| What you should do |
Reproduce the data exactly and drop any pictures it holds.

| Information shown |
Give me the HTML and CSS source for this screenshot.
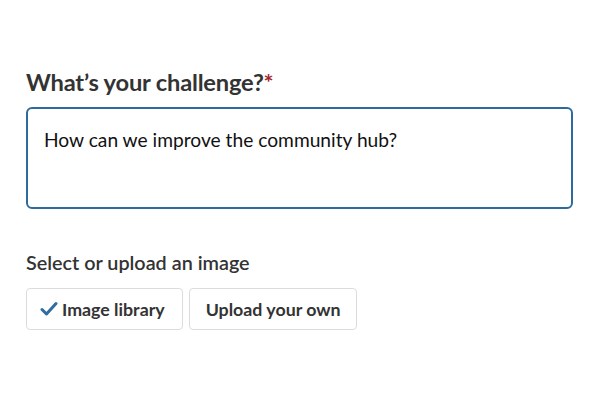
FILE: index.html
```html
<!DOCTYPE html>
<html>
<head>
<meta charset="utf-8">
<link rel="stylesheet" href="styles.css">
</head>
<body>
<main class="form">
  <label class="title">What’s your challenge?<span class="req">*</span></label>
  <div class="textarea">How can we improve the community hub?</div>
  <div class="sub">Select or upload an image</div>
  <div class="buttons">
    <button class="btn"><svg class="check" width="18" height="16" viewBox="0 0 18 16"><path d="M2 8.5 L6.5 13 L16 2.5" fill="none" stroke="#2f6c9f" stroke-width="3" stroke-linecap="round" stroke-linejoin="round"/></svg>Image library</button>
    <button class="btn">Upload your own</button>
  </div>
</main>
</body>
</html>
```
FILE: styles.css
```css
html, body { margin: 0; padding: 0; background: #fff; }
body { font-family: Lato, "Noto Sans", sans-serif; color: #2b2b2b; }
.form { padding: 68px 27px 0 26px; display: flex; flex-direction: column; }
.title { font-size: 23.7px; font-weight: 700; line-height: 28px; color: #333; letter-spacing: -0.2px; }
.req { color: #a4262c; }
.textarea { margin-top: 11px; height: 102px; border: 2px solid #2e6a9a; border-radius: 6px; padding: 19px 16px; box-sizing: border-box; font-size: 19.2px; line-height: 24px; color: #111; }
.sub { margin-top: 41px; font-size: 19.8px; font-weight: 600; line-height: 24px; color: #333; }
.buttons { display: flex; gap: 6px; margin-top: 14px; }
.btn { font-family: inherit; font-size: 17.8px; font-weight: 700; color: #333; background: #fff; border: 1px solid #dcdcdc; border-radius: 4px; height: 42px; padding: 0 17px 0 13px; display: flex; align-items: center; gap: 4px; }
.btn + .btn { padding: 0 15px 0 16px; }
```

| Solved problem |
Give me the HTML and CSS source for this screenshot.
FILE: index.html
```html
<!DOCTYPE html>
<html>
<head>
<meta charset="utf-8">
<link rel="stylesheet" href="styles.css">
</head>
<body>
<main class="form">
  <label class="title">What’s your challenge?<span class="req">*</span></label>
  <div class="textarea">How can we improve the community hub?</div>
  <div class="sub">Select or upload an image</div>
  <div class="buttons">
    <button class="btn"><svg class="check" width="18" height="16" viewBox="0 0 18 16"><path d="M2 8.5 L6.5 13 L16 2.5" fill="none" stroke="#2f6c9f" stroke-width="3" stroke-linecap="round" stroke-linejoin="round"/></svg>Image library</button>
    <button class="btn">Upload your own</button>
  </div>
</main>
</body>
</html>
```
FILE: styles.css
```css
html, body { margin: 0; padding: 0; background: #fff; }
body { font-family: Lato, "Noto Sans", sans-serif; color: #2b2b2b; }
.form { padding: 68px 27px 0 26px; display: flex; flex-direction: column; }
.title { font-size: 23.7px; font-weight: 700; line-height: 28px; color: #333; letter-spacing: -0.2px; }
.req { color: #a4262c; }
.textarea { margin-top: 11px; height: 102px; border: 2px solid #2e6a9a; border-radius: 6px; padding: 19px 16px; box-sizing: border-box; font-size: 19.2px; line-height: 24px; color: #111; }
.sub { margin-top: 41px; font-size: 19.8px; font-weight: 600; line-height: 24px; color: #333; }
.buttons { display: flex; gap: 6px; margin-top: 14px; }
.btn { font-family: inherit; font-size: 17.8px; font-weight: 700; color: #333; background: #fff; border: 1px solid #dcdcdc; border-radius: 4px; height: 42px; padding: 0 17px 0 13px; display: flex; align-items: center; gap: 4px; }
.btn + .btn { padding: 0 15px 0 16px; }
```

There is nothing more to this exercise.